SUPPLIED RECORDS
◆ ◆ ◆
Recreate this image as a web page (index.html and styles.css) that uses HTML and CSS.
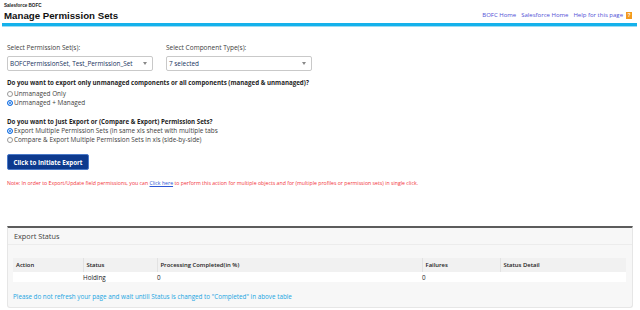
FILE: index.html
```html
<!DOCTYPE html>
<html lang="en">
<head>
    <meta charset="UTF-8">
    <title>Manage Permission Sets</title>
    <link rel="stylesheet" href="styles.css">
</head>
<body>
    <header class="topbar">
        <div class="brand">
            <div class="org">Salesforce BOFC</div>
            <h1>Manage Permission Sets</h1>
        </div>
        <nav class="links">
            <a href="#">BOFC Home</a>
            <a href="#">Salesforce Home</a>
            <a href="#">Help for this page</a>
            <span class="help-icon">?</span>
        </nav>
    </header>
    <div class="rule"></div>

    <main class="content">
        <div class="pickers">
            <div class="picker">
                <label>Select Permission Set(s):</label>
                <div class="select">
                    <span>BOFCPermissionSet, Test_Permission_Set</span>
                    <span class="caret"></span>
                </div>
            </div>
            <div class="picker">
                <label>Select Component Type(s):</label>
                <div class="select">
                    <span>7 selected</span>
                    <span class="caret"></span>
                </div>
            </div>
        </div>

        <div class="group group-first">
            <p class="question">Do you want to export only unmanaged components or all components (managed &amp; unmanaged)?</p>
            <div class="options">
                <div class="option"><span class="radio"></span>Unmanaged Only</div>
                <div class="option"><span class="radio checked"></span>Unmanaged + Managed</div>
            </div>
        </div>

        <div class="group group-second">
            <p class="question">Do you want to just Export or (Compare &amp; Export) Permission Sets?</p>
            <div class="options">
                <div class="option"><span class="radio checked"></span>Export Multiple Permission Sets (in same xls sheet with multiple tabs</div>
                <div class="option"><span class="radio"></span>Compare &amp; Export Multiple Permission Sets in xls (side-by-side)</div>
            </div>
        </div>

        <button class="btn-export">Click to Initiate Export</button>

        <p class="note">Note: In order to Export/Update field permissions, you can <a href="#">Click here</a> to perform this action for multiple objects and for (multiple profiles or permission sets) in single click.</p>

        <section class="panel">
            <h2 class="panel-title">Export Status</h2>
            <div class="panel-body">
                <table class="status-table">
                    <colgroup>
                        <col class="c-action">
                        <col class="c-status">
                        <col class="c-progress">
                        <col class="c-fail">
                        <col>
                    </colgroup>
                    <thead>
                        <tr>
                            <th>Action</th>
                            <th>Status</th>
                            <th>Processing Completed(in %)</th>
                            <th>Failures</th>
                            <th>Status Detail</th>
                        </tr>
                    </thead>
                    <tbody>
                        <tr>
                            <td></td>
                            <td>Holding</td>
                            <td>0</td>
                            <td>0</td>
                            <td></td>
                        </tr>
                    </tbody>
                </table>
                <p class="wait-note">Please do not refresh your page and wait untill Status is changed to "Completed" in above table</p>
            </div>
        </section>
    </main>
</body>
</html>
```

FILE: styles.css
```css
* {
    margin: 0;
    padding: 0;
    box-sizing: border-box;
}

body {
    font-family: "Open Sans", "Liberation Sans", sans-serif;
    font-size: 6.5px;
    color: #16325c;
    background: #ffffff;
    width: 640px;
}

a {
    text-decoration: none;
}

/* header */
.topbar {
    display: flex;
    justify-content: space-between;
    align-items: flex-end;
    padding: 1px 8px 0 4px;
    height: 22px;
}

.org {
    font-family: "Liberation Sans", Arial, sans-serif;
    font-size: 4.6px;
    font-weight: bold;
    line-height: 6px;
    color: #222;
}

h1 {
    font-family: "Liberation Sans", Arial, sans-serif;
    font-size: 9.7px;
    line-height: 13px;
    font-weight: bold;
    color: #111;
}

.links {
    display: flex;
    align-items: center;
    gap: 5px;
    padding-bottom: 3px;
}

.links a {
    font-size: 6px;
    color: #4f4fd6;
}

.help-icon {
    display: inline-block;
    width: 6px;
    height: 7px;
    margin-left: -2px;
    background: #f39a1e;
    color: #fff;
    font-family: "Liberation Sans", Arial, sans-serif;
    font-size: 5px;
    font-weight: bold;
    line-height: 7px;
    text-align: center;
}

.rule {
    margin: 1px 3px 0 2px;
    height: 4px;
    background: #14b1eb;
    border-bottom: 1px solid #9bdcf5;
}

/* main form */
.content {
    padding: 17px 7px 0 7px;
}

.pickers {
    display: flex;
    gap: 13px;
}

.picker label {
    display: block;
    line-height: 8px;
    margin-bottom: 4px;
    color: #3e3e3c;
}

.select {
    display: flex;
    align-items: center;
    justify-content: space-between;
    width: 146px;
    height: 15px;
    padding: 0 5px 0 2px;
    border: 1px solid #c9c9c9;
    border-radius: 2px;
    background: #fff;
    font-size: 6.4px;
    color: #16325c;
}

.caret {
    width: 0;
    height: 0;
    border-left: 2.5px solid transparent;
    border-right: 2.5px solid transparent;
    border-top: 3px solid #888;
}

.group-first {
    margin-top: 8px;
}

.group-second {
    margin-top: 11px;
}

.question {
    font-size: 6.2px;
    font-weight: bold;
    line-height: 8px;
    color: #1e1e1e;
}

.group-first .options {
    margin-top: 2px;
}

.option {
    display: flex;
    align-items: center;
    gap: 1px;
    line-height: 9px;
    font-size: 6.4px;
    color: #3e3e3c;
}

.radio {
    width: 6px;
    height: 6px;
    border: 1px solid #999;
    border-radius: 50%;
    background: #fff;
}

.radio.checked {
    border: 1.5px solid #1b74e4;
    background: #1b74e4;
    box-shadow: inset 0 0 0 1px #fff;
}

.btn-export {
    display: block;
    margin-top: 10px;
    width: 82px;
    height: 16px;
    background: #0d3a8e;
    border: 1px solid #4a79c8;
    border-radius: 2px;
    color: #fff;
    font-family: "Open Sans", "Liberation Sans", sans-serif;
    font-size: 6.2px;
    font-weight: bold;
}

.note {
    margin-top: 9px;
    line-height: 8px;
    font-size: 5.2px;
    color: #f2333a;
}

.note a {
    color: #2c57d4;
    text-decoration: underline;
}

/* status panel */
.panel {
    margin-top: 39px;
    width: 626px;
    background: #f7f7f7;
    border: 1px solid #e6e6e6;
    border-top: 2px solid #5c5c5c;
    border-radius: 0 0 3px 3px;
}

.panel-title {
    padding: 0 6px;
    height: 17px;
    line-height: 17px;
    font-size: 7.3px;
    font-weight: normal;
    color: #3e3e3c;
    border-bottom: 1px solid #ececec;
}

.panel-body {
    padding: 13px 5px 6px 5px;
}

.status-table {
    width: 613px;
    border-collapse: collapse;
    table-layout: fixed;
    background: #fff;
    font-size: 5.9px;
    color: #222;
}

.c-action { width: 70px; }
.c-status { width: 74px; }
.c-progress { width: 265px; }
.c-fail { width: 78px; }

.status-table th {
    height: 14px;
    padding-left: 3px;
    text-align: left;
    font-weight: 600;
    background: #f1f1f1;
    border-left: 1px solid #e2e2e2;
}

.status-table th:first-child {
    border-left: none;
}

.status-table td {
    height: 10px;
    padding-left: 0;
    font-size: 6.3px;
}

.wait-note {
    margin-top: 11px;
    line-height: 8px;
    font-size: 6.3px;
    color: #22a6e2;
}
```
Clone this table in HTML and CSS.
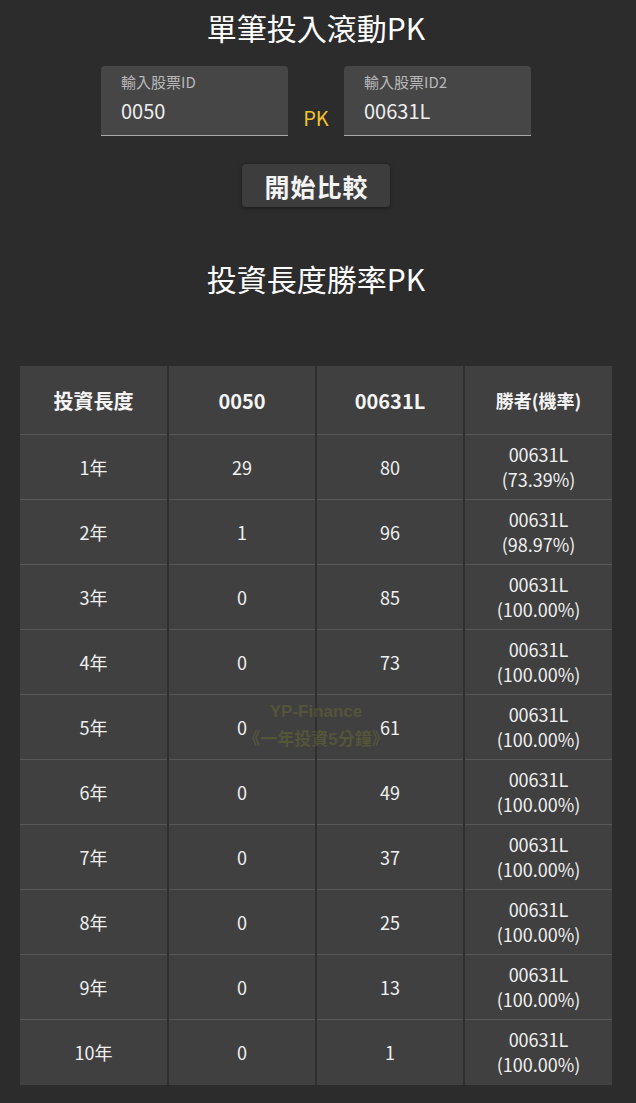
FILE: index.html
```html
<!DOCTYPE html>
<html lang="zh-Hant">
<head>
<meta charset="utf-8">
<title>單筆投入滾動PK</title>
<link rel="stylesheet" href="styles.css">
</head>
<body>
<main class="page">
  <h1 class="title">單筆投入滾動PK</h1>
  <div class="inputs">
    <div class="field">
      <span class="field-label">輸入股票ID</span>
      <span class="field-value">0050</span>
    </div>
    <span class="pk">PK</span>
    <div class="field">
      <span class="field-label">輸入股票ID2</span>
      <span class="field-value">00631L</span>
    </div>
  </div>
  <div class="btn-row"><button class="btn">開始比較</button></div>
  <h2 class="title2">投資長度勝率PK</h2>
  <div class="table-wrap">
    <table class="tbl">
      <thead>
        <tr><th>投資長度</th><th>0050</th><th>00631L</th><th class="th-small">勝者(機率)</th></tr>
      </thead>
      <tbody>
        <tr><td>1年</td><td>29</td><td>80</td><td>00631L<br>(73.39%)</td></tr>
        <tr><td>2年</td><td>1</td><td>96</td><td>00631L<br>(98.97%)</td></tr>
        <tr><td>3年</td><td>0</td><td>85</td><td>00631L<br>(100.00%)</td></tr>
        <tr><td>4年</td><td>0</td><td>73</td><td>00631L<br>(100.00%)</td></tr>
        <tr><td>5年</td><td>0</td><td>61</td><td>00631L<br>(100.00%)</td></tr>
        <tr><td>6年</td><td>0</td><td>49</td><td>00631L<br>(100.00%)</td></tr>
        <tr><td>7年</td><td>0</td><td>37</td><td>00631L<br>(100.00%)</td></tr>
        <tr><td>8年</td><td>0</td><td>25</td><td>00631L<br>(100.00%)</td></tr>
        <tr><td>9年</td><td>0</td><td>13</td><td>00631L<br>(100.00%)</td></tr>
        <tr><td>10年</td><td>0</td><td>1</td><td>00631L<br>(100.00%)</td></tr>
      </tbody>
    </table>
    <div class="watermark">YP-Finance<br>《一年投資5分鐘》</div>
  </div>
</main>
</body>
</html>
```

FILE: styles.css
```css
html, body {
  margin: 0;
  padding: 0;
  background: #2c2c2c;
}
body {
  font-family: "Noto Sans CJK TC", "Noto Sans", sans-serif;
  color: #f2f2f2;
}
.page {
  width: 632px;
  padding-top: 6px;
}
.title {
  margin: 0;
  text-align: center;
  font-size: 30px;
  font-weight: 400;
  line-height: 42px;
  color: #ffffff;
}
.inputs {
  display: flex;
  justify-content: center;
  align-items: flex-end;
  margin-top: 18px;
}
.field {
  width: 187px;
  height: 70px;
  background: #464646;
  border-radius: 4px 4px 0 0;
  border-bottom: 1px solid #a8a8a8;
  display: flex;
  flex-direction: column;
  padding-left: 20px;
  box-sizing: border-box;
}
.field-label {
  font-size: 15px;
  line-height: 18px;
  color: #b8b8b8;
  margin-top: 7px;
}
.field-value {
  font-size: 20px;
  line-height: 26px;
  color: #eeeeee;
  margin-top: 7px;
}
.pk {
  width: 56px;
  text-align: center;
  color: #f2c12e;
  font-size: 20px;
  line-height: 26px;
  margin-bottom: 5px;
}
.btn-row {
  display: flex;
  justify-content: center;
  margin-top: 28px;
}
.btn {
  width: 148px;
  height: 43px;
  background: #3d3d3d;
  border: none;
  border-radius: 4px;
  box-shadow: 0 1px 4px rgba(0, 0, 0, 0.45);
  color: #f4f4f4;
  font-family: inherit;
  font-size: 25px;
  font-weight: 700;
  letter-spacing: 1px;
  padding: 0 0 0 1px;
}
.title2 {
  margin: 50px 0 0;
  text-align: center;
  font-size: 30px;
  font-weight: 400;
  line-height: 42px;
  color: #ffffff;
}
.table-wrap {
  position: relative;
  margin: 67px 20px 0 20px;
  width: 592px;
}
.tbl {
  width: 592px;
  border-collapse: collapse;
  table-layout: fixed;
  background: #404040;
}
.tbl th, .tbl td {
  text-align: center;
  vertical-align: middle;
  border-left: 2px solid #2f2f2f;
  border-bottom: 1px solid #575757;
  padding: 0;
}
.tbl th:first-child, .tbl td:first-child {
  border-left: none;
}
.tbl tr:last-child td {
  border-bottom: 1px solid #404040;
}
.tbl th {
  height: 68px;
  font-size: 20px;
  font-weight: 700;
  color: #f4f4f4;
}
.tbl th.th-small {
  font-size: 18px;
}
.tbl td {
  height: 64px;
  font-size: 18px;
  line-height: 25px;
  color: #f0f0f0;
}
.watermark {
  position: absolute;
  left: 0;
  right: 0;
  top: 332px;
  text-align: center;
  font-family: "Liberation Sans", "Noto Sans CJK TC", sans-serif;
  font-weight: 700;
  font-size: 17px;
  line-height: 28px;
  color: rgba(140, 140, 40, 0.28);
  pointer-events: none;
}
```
◆ ◆ ◆
Every line above that contains the word "page" should be reported.

OUTPUT
Recreate this image as a web page (index.html and styles.css) that uses HTML and CSS.
            <a href="#">Help for this page</a>
                <p class="wait-note">Please do not refresh your page and wait untill Status is changed to "Completed" in above table</p>
<main class="page">
.page {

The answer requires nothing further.